Today’s Evzone uniform is a ceremonial one. Greek soldiers don’t wear it into combat. Their main function is to guard the Tomb of the Unknown Soldier in Athens and be part of any official parades. There are three uniforms that can be worn – the typical one that involves the pleated foustanella, the traditional uniform of the Cretan soldiers, which represents the Greek islands, and a Ponti uniform, which honors those Greeks who lived in the Pontic Region, which includes present day Turkey.

Elements of the Uniform

The Evzone uniform is fairly complicated and includes roughly several parts. Much of the uniform has it’s own symbolic meaning. Here’s a summary of the most symbolic parts of the uniform.
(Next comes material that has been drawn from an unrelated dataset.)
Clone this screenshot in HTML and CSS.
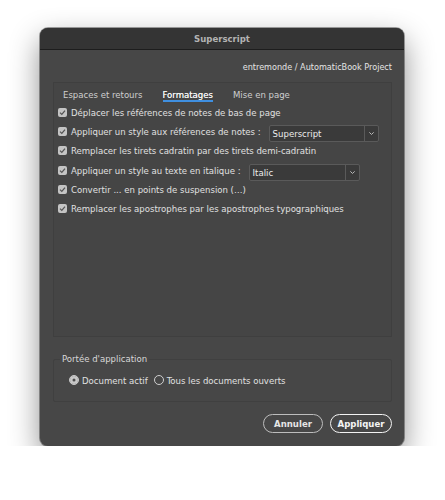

  • Pharion. This is the red hat the soldiers wear. It has a long tassel, and is very similar to the Ottoman fez. However, it is not a fez. Referring to it as a fez is a cultural faux pas and if you’re a soldier, is completely forbidden.
  • Fermeli. This fits over the white shirt. Since the shirt has very wide sleeves, the Phermeli, or waistcoat, is often more of a vest style to show off the sleeves. However, the design can vary. Each coat is hand embroidered and can include different folk designs from various parts of Greece.
  • Foustanella. The foustanella, or kilt, is perhaps one of the most symbolic elements of the uniform. It is made from 98 feet (30 meters) of white fabric and has four hundred pleats, one for each year that Greece was occupied by the Ottoman Turks.
  • Krossia. The fringe, or krossia, are braided ropes of blue and white, the colors of the Greek flag.

Other elements include the periskelis (breeches), the belt, garters (blue means they’re an officer), stivalia (boots), sabre, and a garter to hold the stockings up.

As you can see, this uniform is highly symbolic. For the Greek people, it embodies the people’s struggle for independence against the Turks and is a reminder of just how far the country has come since then.